# Task directions
Repeat the listing that follows, character for character, minus the pictures.

# Dataset extract

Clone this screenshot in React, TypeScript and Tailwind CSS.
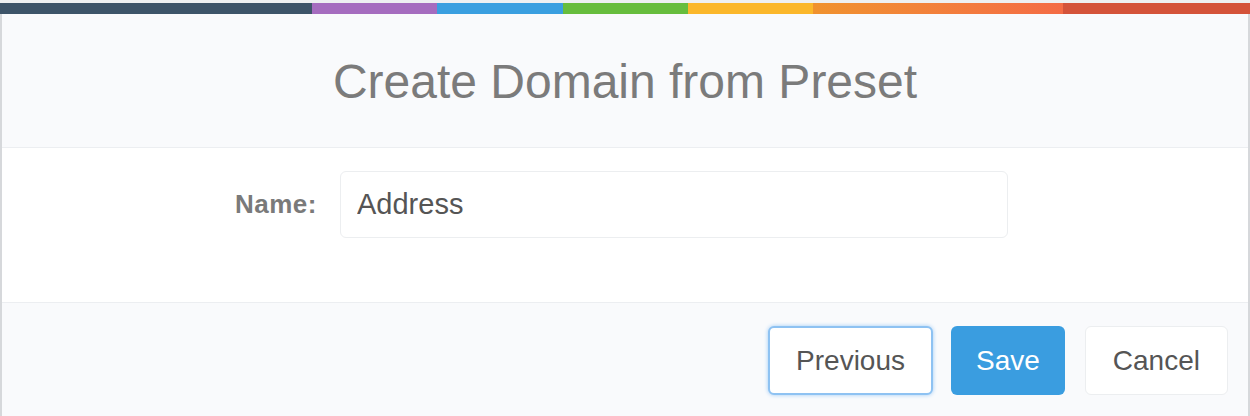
import React, { useState } from 'react';

const segments = [
  { w: 'w-[312px]', c: 'bg-[#3d5469]' },
  { w: 'w-[125px]', c: 'bg-[#a56cbf]' },
  { w: 'w-[126px]', c: 'bg-[#3a9fe0]' },
  { w: 'w-[125px]', c: 'bg-[#67bd3d]' },
  { w: 'w-[125px]', c: 'bg-[#fbb72b]' },
  { w: 'w-[250px]', c: 'bg-gradient-to-r from-[#f0922e] to-[#f46b45]' },
  { w: 'flex-1', c: 'bg-[#d4533a]' },
];

export default function App() {
  const [name, setName] = useState('Address');

  return (
    <div
      className="w-[1250px] h-[416px] overflow-hidden bg-white flex flex-col"
      style={{ fontFamily: '"Liberation Sans", Arial, sans-serif' }}
    >
      {/* colour strip of the page behind */}
      <div className="h-[3px] bg-[#eef0f2]" />
      <div className="flex h-[11px]">
        {segments.map((s, i) => (
          <div key={i} className={`${s.w} ${s.c}`} />
        ))}
      </div>

      <div className="flex-1 flex flex-col border-l-2 border-r-2 border-[#d6d8db]">
        <div className="h-[134px] bg-[#f9fafc] border-b border-[#eceef1] flex items-center justify-center pt-[3px]">
          <h1 className="text-[48px] font-light text-[#7b7b7b] leading-none">
            Create Domain from Preset
          </h1>
        </div>

        <div className="h-[154px] bg-white pt-[23px] flex items-start">
          <label className="w-[315px] text-right text-[26px] tracking-[0.5px] font-bold text-[#7a7a7a] leading-[67px]">
            Name:
          </label>
          <input
            value={name}
            onChange={(e) => setName(e.target.value)}
            className="ml-[23px] w-[668px] h-[67px] rounded-[6px] border border-[#eceef0] bg-white px-[16px] text-[29px] text-[#555] outline-none"
          />
        </div>

        <div className="flex-1 bg-[#f9fafc] border-t border-[#eceef1] flex justify-end items-start pt-[23px] pr-[20px]">
          <button className="h-[69px] px-[26px] rounded-[6px] bg-white border-2 border-[#8ec2f2] shadow-[0_0_4px_#9fcbf5] text-[28px] text-[#555]">
            Previous
          </button>
          <button className="ml-[18px] h-[69px] px-[25px] rounded-[6px] bg-[#3a9de0] text-[28px] text-white">
            Save
          </button>
          <button className="ml-[20px] h-[69px] px-[27px] rounded-[6px] bg-white border border-[#eceef0] text-[28px] text-[#555]">
            Cancel
          </button>
        </div>
      </div>
    </div>
  );
}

# Task solution
Clone this screenshot in React, TypeScript and Tailwind CSS.
import React, { useState } from 'react';

const segments = [
  { w: 'w-[312px]', c: 'bg-[#3d5469]' },
  { w: 'w-[125px]', c: 'bg-[#a56cbf]' },
  { w: 'w-[126px]', c: 'bg-[#3a9fe0]' },
  { w: 'w-[125px]', c: 'bg-[#67bd3d]' },
  { w: 'w-[125px]', c: 'bg-[#fbb72b]' },
  { w: 'w-[250px]', c: 'bg-gradient-to-r from-[#f0922e] to-[#f46b45]' },
  { w: 'flex-1', c: 'bg-[#d4533a]' },
];

export default function App() {
  const [name, setName] = useState('Address');

  return (
    <div
      className="w-[1250px] h-[416px] overflow-hidden bg-white flex flex-col"
      style={{ fontFamily: '"Liberation Sans", Arial, sans-serif' }}
    >
      {/* colour strip of the page behind */}
      <div className="h-[3px] bg-[#eef0f2]" />
      <div className="flex h-[11px]">
        {segments.map((s, i) => (
          <div key={i} className={`${s.w} ${s.c}`} />
        ))}
      </div>

      <div className="flex-1 flex flex-col border-l-2 border-r-2 border-[#d6d8db]">
        <div className="h-[134px] bg-[#f9fafc] border-b border-[#eceef1] flex items-center justify-center pt-[3px]">
          <h1 className="text-[48px] font-light text-[#7b7b7b] leading-none">
            Create Domain from Preset
          </h1>
        </div>

        <div className="h-[154px] bg-white pt-[23px] flex items-start">
          <label className="w-[315px] text-right text-[26px] tracking-[0.5px] font-bold text-[#7a7a7a] leading-[67px]">
            Name:
          </label>
          <input
            value={name}
            onChange={(e) => setName(e.target.value)}
            className="ml-[23px] w-[668px] h-[67px] rounded-[6px] border border-[#eceef0] bg-white px-[16px] text-[29px] text-[#555] outline-none"
          />
        </div>

        <div className="flex-1 bg-[#f9fafc] border-t border-[#eceef1] flex justify-end items-start pt-[23px] pr-[20px]">
          <button className="h-[69px] px-[26px] rounded-[6px] bg-white border-2 border-[#8ec2f2] shadow-[0_0_4px_#9fcbf5] text-[28px] text-[#555]">
            Previous
          </button>
          <button className="ml-[18px] h-[69px] px-[25px] rounded-[6px] bg-[#3a9de0] text-[28px] text-white">
            Save
          </button>
          <button className="ml-[20px] h-[69px] px-[27px] rounded-[6px] bg-white border border-[#eceef0] text-[28px] text-[#555]">
            Cancel
          </button>
        </div>
      </div>
    </div>
  );
}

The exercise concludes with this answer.